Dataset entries
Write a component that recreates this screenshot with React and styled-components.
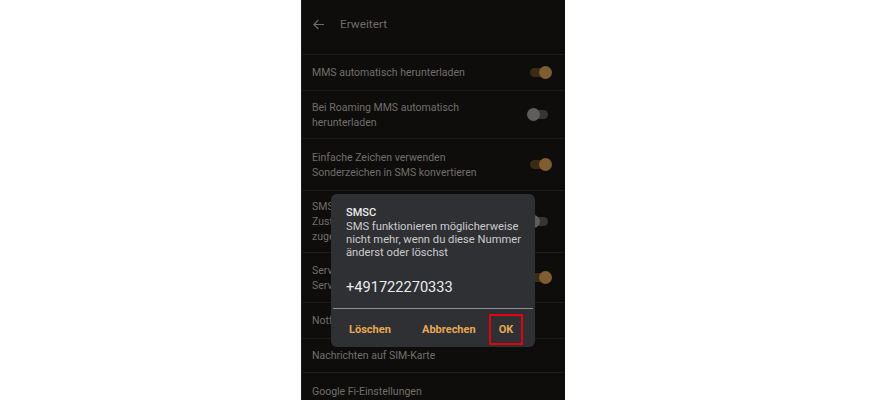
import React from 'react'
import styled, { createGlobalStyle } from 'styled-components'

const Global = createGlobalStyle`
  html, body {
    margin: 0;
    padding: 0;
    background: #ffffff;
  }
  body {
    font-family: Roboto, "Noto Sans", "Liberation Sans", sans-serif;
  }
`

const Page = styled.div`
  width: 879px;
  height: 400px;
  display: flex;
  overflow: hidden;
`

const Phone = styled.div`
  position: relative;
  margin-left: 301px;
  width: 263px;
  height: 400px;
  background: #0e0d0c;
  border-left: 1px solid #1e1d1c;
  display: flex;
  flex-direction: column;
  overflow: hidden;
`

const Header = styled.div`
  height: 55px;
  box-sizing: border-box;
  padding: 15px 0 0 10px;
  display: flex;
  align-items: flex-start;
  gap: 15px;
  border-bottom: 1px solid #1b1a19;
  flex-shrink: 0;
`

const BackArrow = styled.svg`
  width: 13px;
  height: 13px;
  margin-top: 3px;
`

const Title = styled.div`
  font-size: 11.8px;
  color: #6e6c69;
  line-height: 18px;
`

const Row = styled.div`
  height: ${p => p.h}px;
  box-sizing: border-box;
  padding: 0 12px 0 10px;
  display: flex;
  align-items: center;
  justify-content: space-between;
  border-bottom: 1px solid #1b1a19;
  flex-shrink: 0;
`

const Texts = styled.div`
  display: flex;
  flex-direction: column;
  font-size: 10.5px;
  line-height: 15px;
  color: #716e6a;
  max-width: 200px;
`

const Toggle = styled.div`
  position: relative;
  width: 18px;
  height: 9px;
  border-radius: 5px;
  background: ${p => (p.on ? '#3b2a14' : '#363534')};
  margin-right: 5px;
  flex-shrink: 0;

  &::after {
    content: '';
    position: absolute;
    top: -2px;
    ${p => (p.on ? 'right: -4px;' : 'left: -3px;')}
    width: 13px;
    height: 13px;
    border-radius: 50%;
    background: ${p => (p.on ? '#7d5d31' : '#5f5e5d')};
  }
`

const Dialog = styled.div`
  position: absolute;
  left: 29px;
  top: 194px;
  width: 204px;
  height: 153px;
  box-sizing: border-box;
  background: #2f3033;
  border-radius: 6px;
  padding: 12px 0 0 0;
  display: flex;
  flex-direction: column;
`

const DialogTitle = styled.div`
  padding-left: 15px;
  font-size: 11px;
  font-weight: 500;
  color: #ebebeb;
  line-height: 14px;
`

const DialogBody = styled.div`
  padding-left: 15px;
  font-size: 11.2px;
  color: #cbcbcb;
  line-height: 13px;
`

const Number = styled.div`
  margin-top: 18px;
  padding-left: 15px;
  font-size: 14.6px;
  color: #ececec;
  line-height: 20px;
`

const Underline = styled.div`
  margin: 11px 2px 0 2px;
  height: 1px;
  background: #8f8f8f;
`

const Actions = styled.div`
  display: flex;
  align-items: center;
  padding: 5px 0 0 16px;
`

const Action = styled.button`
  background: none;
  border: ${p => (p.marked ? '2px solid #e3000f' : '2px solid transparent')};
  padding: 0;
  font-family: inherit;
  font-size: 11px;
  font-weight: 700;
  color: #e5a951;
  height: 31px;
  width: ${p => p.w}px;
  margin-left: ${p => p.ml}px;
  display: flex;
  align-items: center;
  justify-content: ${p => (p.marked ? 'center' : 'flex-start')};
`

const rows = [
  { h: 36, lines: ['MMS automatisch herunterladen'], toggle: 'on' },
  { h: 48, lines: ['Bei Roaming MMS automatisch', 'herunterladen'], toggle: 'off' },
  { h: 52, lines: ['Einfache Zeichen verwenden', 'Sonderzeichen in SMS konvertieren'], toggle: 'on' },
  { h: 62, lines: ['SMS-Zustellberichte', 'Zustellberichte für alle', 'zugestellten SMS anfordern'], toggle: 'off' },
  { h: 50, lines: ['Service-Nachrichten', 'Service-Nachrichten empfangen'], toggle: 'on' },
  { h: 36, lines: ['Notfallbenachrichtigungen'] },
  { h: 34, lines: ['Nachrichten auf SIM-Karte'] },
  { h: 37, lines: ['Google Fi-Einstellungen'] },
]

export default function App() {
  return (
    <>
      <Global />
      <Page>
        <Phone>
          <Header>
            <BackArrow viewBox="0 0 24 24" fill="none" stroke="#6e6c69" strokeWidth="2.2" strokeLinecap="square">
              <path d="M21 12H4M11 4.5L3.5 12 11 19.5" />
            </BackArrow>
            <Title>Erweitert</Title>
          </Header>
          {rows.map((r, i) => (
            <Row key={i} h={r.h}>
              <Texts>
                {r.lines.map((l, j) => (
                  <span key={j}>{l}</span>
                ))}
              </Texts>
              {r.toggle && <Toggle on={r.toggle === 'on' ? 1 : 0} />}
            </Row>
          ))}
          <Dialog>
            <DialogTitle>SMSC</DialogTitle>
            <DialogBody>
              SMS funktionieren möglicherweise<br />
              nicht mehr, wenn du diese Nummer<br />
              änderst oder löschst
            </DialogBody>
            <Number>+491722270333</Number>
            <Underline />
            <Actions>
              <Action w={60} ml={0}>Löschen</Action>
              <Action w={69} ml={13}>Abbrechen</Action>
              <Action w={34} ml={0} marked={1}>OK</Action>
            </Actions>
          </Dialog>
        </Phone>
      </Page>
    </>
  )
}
* * *
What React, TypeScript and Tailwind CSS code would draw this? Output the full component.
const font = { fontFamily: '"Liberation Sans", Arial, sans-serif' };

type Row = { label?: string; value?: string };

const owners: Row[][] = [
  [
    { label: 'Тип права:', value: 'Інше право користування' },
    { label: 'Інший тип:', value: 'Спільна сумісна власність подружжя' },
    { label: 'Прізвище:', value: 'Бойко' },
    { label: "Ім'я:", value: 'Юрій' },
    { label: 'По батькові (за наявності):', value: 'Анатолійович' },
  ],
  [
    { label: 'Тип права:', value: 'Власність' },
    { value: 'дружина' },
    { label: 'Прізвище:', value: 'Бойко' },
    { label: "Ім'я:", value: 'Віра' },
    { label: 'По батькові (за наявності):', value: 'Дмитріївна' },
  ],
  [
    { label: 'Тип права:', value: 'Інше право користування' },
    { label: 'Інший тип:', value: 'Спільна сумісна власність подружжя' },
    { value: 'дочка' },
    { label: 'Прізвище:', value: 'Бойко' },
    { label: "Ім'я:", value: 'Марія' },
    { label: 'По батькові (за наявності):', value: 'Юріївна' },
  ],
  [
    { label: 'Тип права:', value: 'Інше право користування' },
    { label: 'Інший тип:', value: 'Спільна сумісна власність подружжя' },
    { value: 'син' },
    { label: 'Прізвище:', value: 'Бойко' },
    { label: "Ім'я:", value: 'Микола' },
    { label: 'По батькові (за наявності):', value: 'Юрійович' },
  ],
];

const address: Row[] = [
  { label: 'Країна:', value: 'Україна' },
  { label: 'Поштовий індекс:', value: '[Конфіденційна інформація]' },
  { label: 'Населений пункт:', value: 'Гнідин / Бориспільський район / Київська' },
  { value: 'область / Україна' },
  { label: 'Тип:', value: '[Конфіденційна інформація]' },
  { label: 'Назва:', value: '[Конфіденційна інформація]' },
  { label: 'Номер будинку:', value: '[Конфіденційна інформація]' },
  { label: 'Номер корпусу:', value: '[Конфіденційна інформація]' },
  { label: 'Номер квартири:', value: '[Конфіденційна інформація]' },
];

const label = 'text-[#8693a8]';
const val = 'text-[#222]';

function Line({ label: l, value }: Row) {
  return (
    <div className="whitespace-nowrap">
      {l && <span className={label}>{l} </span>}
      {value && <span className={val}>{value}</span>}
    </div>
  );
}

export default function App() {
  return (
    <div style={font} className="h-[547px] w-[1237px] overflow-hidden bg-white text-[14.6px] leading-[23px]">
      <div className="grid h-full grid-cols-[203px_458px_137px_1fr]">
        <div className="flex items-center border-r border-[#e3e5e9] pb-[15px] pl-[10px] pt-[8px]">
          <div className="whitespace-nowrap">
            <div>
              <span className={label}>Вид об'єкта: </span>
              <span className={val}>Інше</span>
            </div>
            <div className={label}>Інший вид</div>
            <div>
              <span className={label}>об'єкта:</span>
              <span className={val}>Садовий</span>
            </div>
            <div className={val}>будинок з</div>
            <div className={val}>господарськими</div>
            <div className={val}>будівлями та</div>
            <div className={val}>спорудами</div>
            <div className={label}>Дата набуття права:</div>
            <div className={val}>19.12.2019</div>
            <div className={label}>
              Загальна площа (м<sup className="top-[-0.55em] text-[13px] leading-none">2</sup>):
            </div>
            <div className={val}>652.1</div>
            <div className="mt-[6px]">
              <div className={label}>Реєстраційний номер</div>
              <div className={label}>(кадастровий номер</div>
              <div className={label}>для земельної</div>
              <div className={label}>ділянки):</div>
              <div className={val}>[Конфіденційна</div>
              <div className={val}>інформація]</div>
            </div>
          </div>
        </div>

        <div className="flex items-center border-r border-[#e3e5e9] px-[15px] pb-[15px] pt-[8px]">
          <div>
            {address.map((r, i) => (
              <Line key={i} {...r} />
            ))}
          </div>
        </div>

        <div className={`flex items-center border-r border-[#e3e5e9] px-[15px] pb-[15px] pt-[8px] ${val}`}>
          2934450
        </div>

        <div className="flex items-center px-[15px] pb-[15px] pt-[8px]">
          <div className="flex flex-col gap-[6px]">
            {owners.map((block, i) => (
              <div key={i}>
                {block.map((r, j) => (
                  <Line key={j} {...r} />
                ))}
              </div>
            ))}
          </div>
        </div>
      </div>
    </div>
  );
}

TASK REQUIREMENTS: Only the lines from the one holding "What React, TypeScript" through the one holding "string; value?: string" are wanted; retype them exactly.

TASK SOLUTION:
What React, TypeScript and Tailwind CSS code would draw this? Output the full component.
const font = { fontFamily: '"Liberation Sans", Arial, sans-serif' };

type Row = { label?: string; value?: string };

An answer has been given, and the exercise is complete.